** Begin Data excerpt **

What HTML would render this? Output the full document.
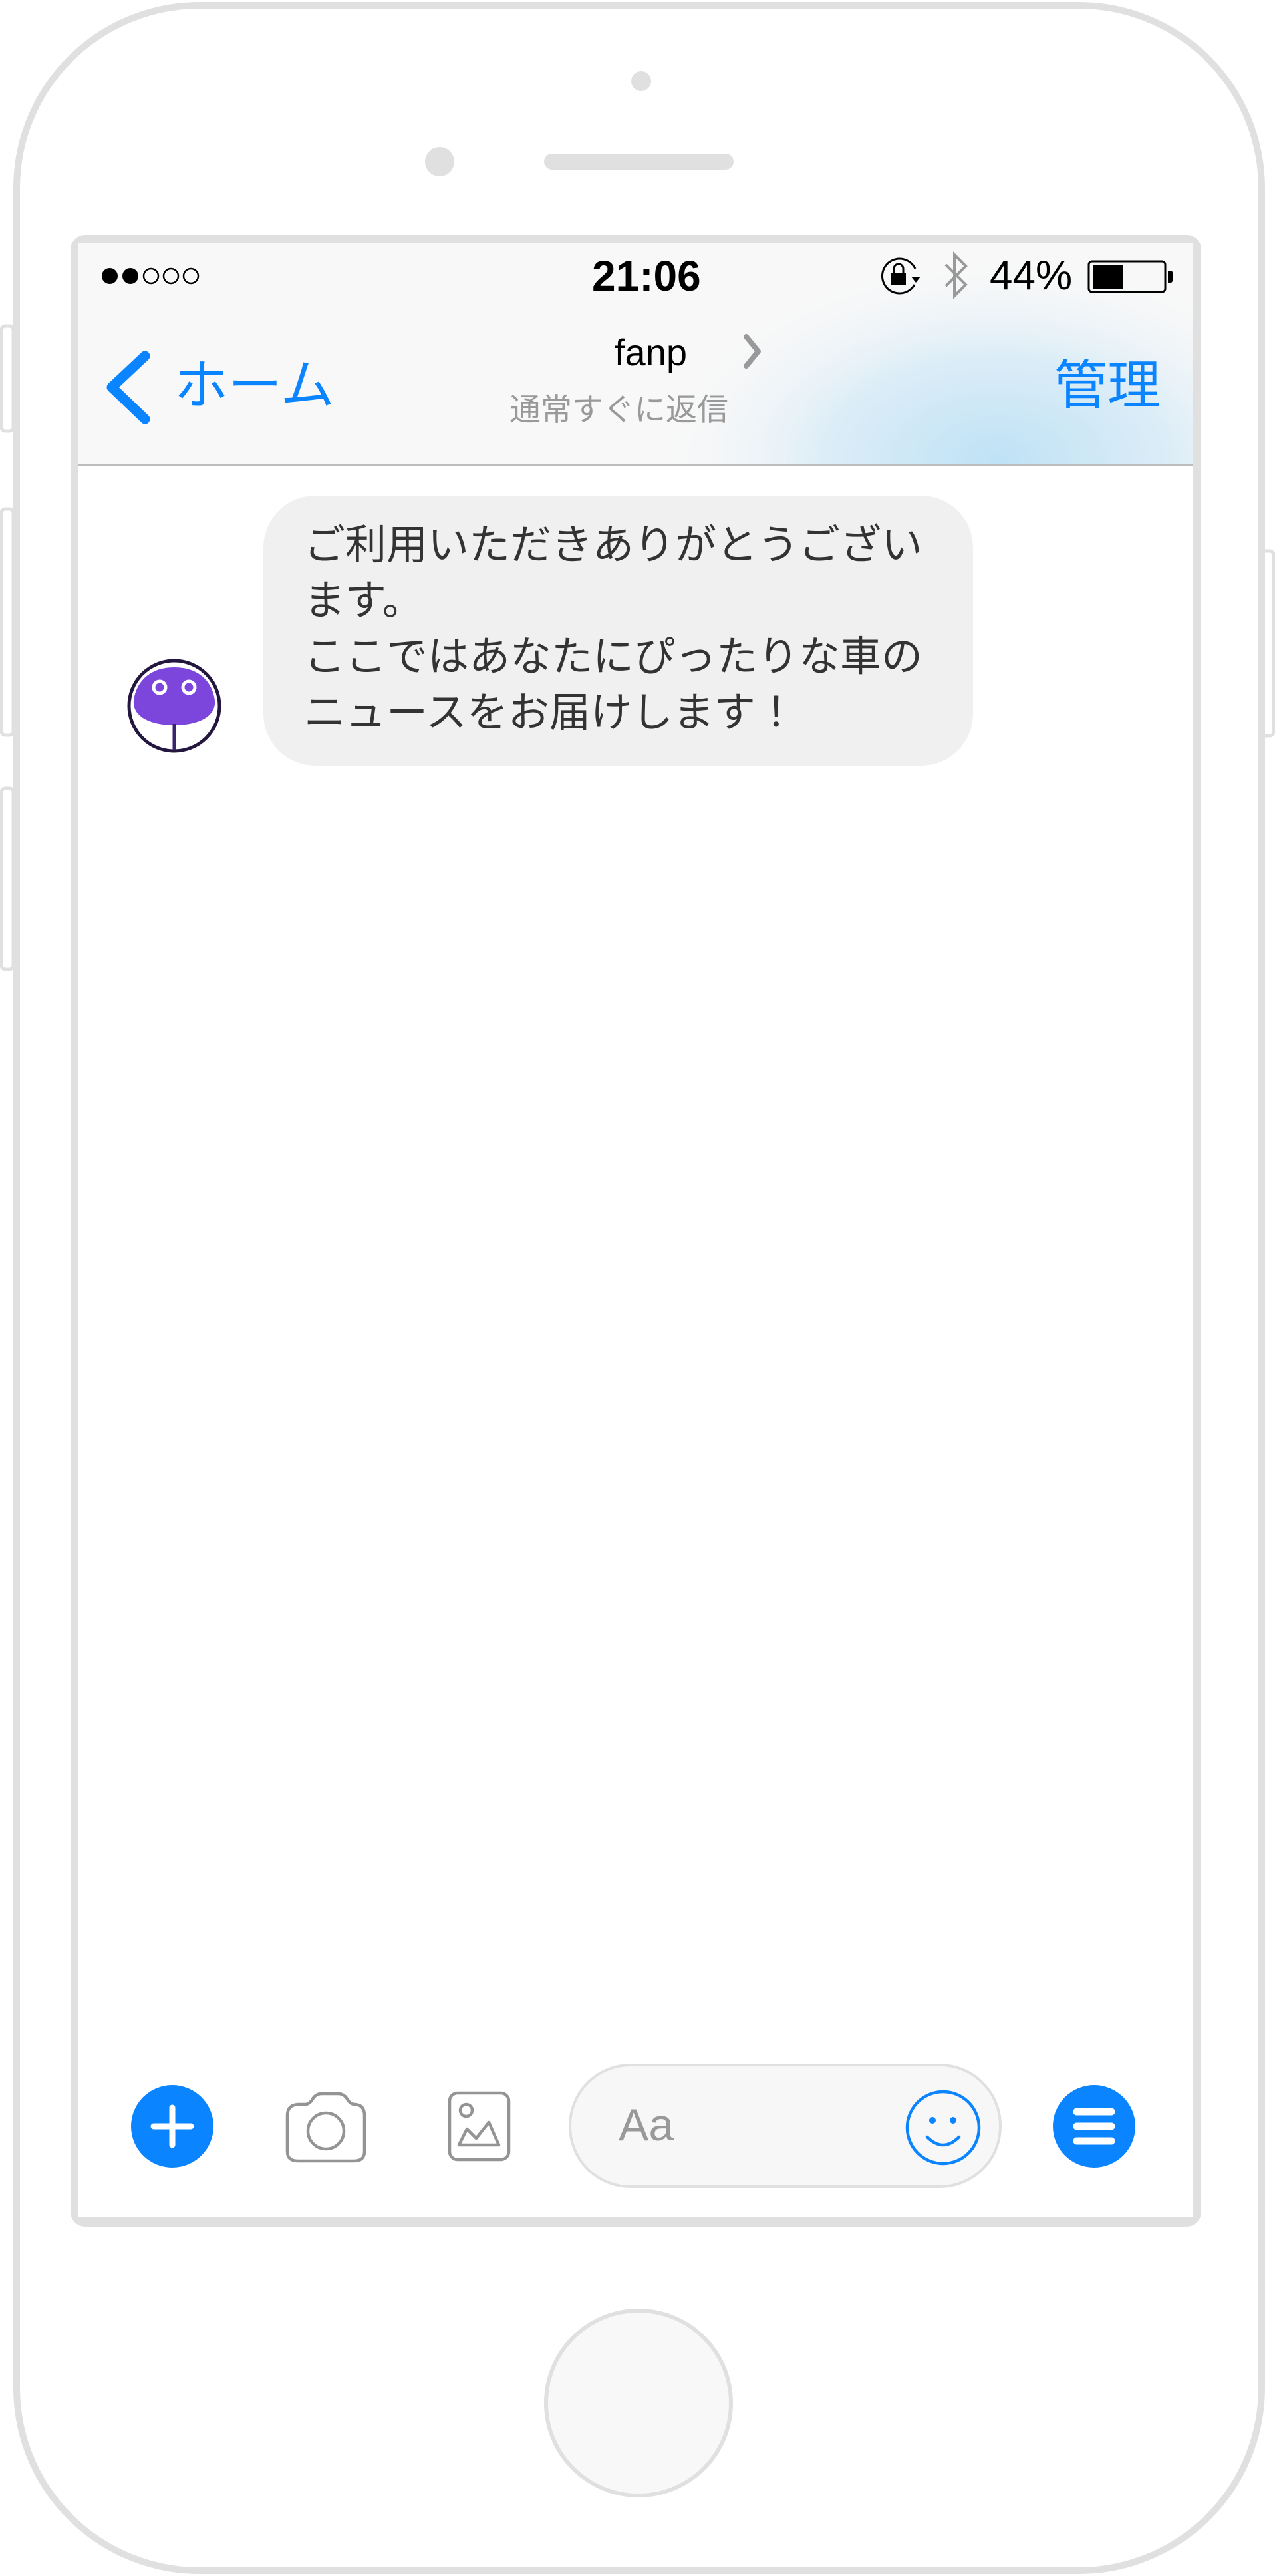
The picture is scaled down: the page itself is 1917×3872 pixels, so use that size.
<!DOCTYPE html>
<html><head><meta charset="utf-8"><style>
html,body{margin:0;padding:0;background:#fff;}
body{width:1917px;height:3872px;position:relative;overflow:hidden;font-family:"Liberation Sans","Noto Sans CJK JP",sans-serif;}
.t{position:absolute;white-space:nowrap;line-height:1;}
</style></head><body>
<svg width="1917" height="3872" style="position:absolute;left:0;top:0">
<defs>
<radialGradient id="glow" cx="1500" cy="690" r="520" gradientUnits="userSpaceOnUse" gradientTransform="translate(1500 690) scale(1 0.6) translate(-1500 -690)">
<stop offset="0" stop-color="#bfe2f6"/><stop offset="0.5" stop-color="#dcedf7"/><stop offset="1" stop-color="#f8f8f8" stop-opacity="0"/></radialGradient>
</defs>
<rect x="2" y="490" width="18" height="158" rx="6" fill="#fff" stroke="#e0e0e0" stroke-width="5"/>
<rect x="2" y="765" width="18" height="340" rx="6" fill="#fff" stroke="#e0e0e0" stroke-width="5"/>
<rect x="2" y="1185" width="18" height="272" rx="6" fill="#fff" stroke="#e0e0e0" stroke-width="5"/>
<rect x="1897" y="828" width="18" height="278" rx="6" fill="#fff" stroke="#e0e0e0" stroke-width="5"/>
<rect x="25" y="8" width="1872" height="3856" rx="275" fill="#fff" stroke="#e0e0e0" stroke-width="10"/>
<circle cx="964" cy="122" r="15" fill="#e0e0e0"/>
<circle cx="661" cy="243" r="22" fill="#e0e0e0"/>
<rect x="818" y="231" width="285" height="24" rx="12" fill="#e0e0e0"/>
<rect x="106" y="353" width="1700" height="2994" rx="22" fill="#e0e0e0"/>
<rect x="118" y="365" width="1676" height="2968" fill="#fff"/>
<rect x="118" y="365" width="1676" height="333" fill="#f8f8f8"/>
<rect x="900" y="365" width="894" height="333" fill="url(#glow)"/>
<rect x="118" y="697" width="1676" height="3" fill="#bdbdbd"/>
<circle cx="165" cy="415" r="12" fill="#000"/>
<circle cx="196" cy="415" r="12" fill="#000"/>
<circle cx="227" cy="415" r="11" fill="none" stroke="#000" stroke-width="2.5"/>
<circle cx="257" cy="415" r="11" fill="none" stroke="#000" stroke-width="2.5"/>
<circle cx="287" cy="415" r="11" fill="none" stroke="#000" stroke-width="2.5"/>
<path d="M1375 428 A26 26 0 1 1 1376 404" fill="none" stroke="#000" stroke-width="3"/>
<path d="M1370 416 l14 0 l-7 9z" fill="#000"/>
<rect x="1340" y="410" width="22" height="18" fill="#000"/>
<path d="M1344 410 v-6 a7 7 0 0 1 14 0 v6" fill="none" stroke="#000" stroke-width="3"/>
<path d="M1422 398 L1452 428 L1435 445 L1435 383 L1452 400 L1422 430" fill="none" stroke="#999" stroke-width="4"/>
<rect x="1637" y="393" width="115" height="46" rx="5" fill="none" stroke="#000" stroke-width="3"/>
<rect x="1644" y="399" width="44" height="35" fill="#000"/>
<path d="M1756 407 h4 a3 3 0 0 1 3 3 v12 a3 3 0 0 1 -3 3 h-4z" fill="#000"/>
<path d="M218 535 L168 582 L218 630" fill="none" stroke="#0a84ff" stroke-width="15" stroke-linecap="round" stroke-linejoin="round"/>
<path d="M1122 506 L1140 528 L1122 550" fill="none" stroke="#999" stroke-width="8" stroke-linecap="round" stroke-linejoin="round"/>
<rect x="396" y="745" width="1067" height="406" rx="78" fill="#f0f0f0"/>
<circle cx="262" cy="1061" r="68" fill="#fff" stroke="#24173f" stroke-width="5"/>
<path d="M262 1003 C302 1003 320 1028 323 1053 C325 1076 300 1090 262 1090 C224 1090 199 1076 201 1053 C204 1028 222 1003 262 1003Z" fill="#7c46dd"/>
<line x1="262" y1="1088" x2="262" y2="1128" stroke="#3a2470" stroke-width="5"/>
<circle cx="240" cy="1033" r="9" fill="#7c46dd" stroke="#fff" stroke-width="5"/>
<circle cx="284" cy="1033" r="9" fill="#7c46dd" stroke="#fff" stroke-width="5"/>
<circle cx="259" cy="3196" r="62" fill="#0a84ff"/>
<path d="M259 3168 V3224 M231 3196 H287" stroke="#fff" stroke-width="9" stroke-linecap="round"/>
<path d="M448 3163 H460 Q466 3162 470 3155 Q474 3148 482 3147 H510 Q518 3148 522 3155 Q526 3162 532 3163 H534 Q548 3164 548 3180 V3234 Q548 3248 532 3248 H448 Q432 3248 432 3234 V3180 Q432 3164 448 3163Z" fill="none" stroke="#949494" stroke-width="4.5"/>
<circle cx="490" cy="3203" r="27" fill="none" stroke="#949494" stroke-width="4.5"/>
<rect x="676" y="3146" width="89" height="100" rx="12" fill="none" stroke="#949494" stroke-width="4.5"/>
<circle cx="701" cy="3172" r="9" fill="none" stroke="#949494" stroke-width="4.5"/>
<path d="M690 3224 L702 3200 L716 3214 L735 3190 L750 3224Z" fill="none" stroke="#949494" stroke-width="4.5" stroke-linejoin="round"/>
<rect x="857" y="3104" width="647" height="183" rx="91" fill="#f7f7f7" stroke="#e0e0e0" stroke-width="4"/>
<circle cx="1418" cy="3198" r="54" fill="none" stroke="#0a84ff" stroke-width="4.5"/>
<circle cx="1402" cy="3187" r="5" fill="#0a84ff"/>
<circle cx="1433" cy="3187" r="5" fill="#0a84ff"/>
<path d="M1394 3212 Q1418 3236 1442 3212" fill="none" stroke="#0a84ff" stroke-width="4.5" stroke-linecap="round"/>
<circle cx="1645" cy="3196" r="62" fill="#0a84ff"/>
<path d="M1619 3174 H1671 M1619 3196 H1671 M1619 3218 H1671" stroke="#fff" stroke-width="11" stroke-linecap="round"/>
<circle cx="960" cy="3612" r="139" fill="#f8f8f8" stroke="#e0e0e0" stroke-width="6"/>
</svg>
<div class="t" style="left:890px;top:383px;font-size:64px;font-weight:bold;color:#000;">21:06</div>
<div class="t" style="left:1488px;top:384px;font-size:62px;color:#000;">44%</div>
<div class="t" style="left:262px;top:540px;font-size:81px;color:#0a84ff;">ホーム</div>
<div class="t" style="left:924px;top:502px;font-size:56px;color:#000;">fanp</div>
<div class="t" style="left:766px;top:592px;font-size:47px;color:#999;">通常すぐに返信</div>
<div class="t" style="left:1585px;top:540px;font-size:80px;color:#0a84ff;">管理</div>
<div class="t" style="left:457px;top:789px;font-size:62px;color:#333;">ご利用いただきありがとうござい</div>
<div class="t" style="left:457px;top:873px;font-size:62px;color:#333;">ます。</div>
<div class="t" style="left:457px;top:957px;font-size:62px;color:#333;">ここではあなたにぴったりな車の</div>
<div class="t" style="left:457px;top:1041px;font-size:62px;color:#333;">ニュースをお届けします！</div>
<div class="t" style="left:930px;top:3160px;font-size:68px;color:#999;">Aa</div>
</body></html>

** End Data excerpt **

- _What the task asks_: Go through the listing above and quote it exactly, apart from its images.

- _Task answer_:
What HTML would render this? Output the full document.
The picture is scaled down: the page itself is 1917×3872 pixels, so use that size.
<!DOCTYPE html>
<html><head><meta charset="utf-8"><style>
html,body{margin:0;padding:0;background:#fff;}
body{width:1917px;height:3872px;position:relative;overflow:hidden;font-family:"Liberation Sans","Noto Sans CJK JP",sans-serif;}
.t{position:absolute;white-space:nowrap;line-height:1;}
</style></head><body>
<svg width="1917" height="3872" style="position:absolute;left:0;top:0">
<defs>
<radialGradient id="glow" cx="1500" cy="690" r="520" gradientUnits="userSpaceOnUse" gradientTransform="translate(1500 690) scale(1 0.6) translate(-1500 -690)">
<stop offset="0" stop-color="#bfe2f6"/><stop offset="0.5" stop-color="#dcedf7"/><stop offset="1" stop-color="#f8f8f8" stop-opacity="0"/></radialGradient>
</defs>
<rect x="2" y="490" width="18" height="158" rx="6" fill="#fff" stroke="#e0e0e0" stroke-width="5"/>
<rect x="2" y="765" width="18" height="340" rx="6" fill="#fff" stroke="#e0e0e0" stroke-width="5"/>
<rect x="2" y="1185" width="18" height="272" rx="6" fill="#fff" stroke="#e0e0e0" stroke-width="5"/>
<rect x="1897" y="828" width="18" height="278" rx="6" fill="#fff" stroke="#e0e0e0" stroke-width="5"/>
<rect x="25" y="8" width="1872" height="3856" rx="275" fill="#fff" stroke="#e0e0e0" stroke-width="10"/>
<circle cx="964" cy="122" r="15" fill="#e0e0e0"/>
<circle cx="661" cy="243" r="22" fill="#e0e0e0"/>
<rect x="818" y="231" width="285" height="24" rx="12" fill="#e0e0e0"/>
<rect x="106" y="353" width="1700" height="2994" rx="22" fill="#e0e0e0"/>
<rect x="118" y="365" width="1676" height="2968" fill="#fff"/>
<rect x="118" y="365" width="1676" height="333" fill="#f8f8f8"/>
<rect x="900" y="365" width="894" height="333" fill="url(#glow)"/>
<rect x="118" y="697" width="1676" height="3" fill="#bdbdbd"/>
<circle cx="165" cy="415" r="12" fill="#000"/>
<circle cx="196" cy="415" r="12" fill="#000"/>
<circle cx="227" cy="415" r="11" fill="none" stroke="#000" stroke-width="2.5"/>
<circle cx="257" cy="415" r="11" fill="none" stroke="#000" stroke-width="2.5"/>
<circle cx="287" cy="415" r="11" fill="none" stroke="#000" stroke-width="2.5"/>
<path d="M1375 428 A26 26 0 1 1 1376 404" fill="none" stroke="#000" stroke-width="3"/>
<path d="M1370 416 l14 0 l-7 9z" fill="#000"/>
<rect x="1340" y="410" width="22" height="18" fill="#000"/>
<path d="M1344 410 v-6 a7 7 0 0 1 14 0 v6" fill="none" stroke="#000" stroke-width="3"/>
<path d="M1422 398 L1452 428 L1435 445 L1435 383 L1452 400 L1422 430" fill="none" stroke="#999" stroke-width="4"/>
<rect x="1637" y="393" width="115" height="46" rx="5" fill="none" stroke="#000" stroke-width="3"/>
<rect x="1644" y="399" width="44" height="35" fill="#000"/>
<path d="M1756 407 h4 a3 3 0 0 1 3 3 v12 a3 3 0 0 1 -3 3 h-4z" fill="#000"/>
<path d="M218 535 L168 582 L218 630" fill="none" stroke="#0a84ff" stroke-width="15" stroke-linecap="round" stroke-linejoin="round"/>
<path d="M1122 506 L1140 528 L1122 550" fill="none" stroke="#999" stroke-width="8" stroke-linecap="round" stroke-linejoin="round"/>
<rect x="396" y="745" width="1067" height="406" rx="78" fill="#f0f0f0"/>
<circle cx="262" cy="1061" r="68" fill="#fff" stroke="#24173f" stroke-width="5"/>
<path d="M262 1003 C302 1003 320 1028 323 1053 C325 1076 300 1090 262 1090 C224 1090 199 1076 201 1053 C204 1028 222 1003 262 1003Z" fill="#7c46dd"/>
<line x1="262" y1="1088" x2="262" y2="1128" stroke="#3a2470" stroke-width="5"/>
<circle cx="240" cy="1033" r="9" fill="#7c46dd" stroke="#fff" stroke-width="5"/>
<circle cx="284" cy="1033" r="9" fill="#7c46dd" stroke="#fff" stroke-width="5"/>
<circle cx="259" cy="3196" r="62" fill="#0a84ff"/>
<path d="M259 3168 V3224 M231 3196 H287" stroke="#fff" stroke-width="9" stroke-linecap="round"/>
<path d="M448 3163 H460 Q466 3162 470 3155 Q474 3148 482 3147 H510 Q518 3148 522 3155 Q526 3162 532 3163 H534 Q548 3164 548 3180 V3234 Q548 3248 532 3248 H448 Q432 3248 432 3234 V3180 Q432 3164 448 3163Z" fill="none" stroke="#949494" stroke-width="4.5"/>
<circle cx="490" cy="3203" r="27" fill="none" stroke="#949494" stroke-width="4.5"/>
<rect x="676" y="3146" width="89" height="100" rx="12" fill="none" stroke="#949494" stroke-width="4.5"/>
<circle cx="701" cy="3172" r="9" fill="none" stroke="#949494" stroke-width="4.5"/>
<path d="M690 3224 L702 3200 L716 3214 L735 3190 L750 3224Z" fill="none" stroke="#949494" stroke-width="4.5" stroke-linejoin="round"/>
<rect x="857" y="3104" width="647" height="183" rx="91" fill="#f7f7f7" stroke="#e0e0e0" stroke-width="4"/>
<circle cx="1418" cy="3198" r="54" fill="none" stroke="#0a84ff" stroke-width="4.5"/>
<circle cx="1402" cy="3187" r="5" fill="#0a84ff"/>
<circle cx="1433" cy="3187" r="5" fill="#0a84ff"/>
<path d="M1394 3212 Q1418 3236 1442 3212" fill="none" stroke="#0a84ff" stroke-width="4.5" stroke-linecap="round"/>
<circle cx="1645" cy="3196" r="62" fill="#0a84ff"/>
<path d="M1619 3174 H1671 M1619 3196 H1671 M1619 3218 H1671" stroke="#fff" stroke-width="11" stroke-linecap="round"/>
<circle cx="960" cy="3612" r="139" fill="#f8f8f8" stroke="#e0e0e0" stroke-width="6"/>
</svg>
<div class="t" style="left:890px;top:383px;font-size:64px;font-weight:bold;color:#000;">21:06</div>
<div class="t" style="left:1488px;top:384px;font-size:62px;color:#000;">44%</div>
<div class="t" style="left:262px;top:540px;font-size:81px;color:#0a84ff;">ホーム</div>
<div class="t" style="left:924px;top:502px;font-size:56px;color:#000;">fanp</div>
<div class="t" style="left:766px;top:592px;font-size:47px;color:#999;">通常すぐに返信</div>
<div class="t" style="left:1585px;top:540px;font-size:80px;color:#0a84ff;">管理</div>
<div class="t" style="left:457px;top:789px;font-size:62px;color:#333;">ご利用いただきありがとうござい</div>
<div class="t" style="left:457px;top:873px;font-size:62px;color:#333;">ます。</div>
<div class="t" style="left:457px;top:957px;font-size:62px;color:#333;">ここではあなたにぴったりな車の</div>
<div class="t" style="left:457px;top:1041px;font-size:62px;color:#333;">ニュースをお届けします！</div>
<div class="t" style="left:930px;top:3160px;font-size:68px;color:#999;">Aa</div>
</body></html>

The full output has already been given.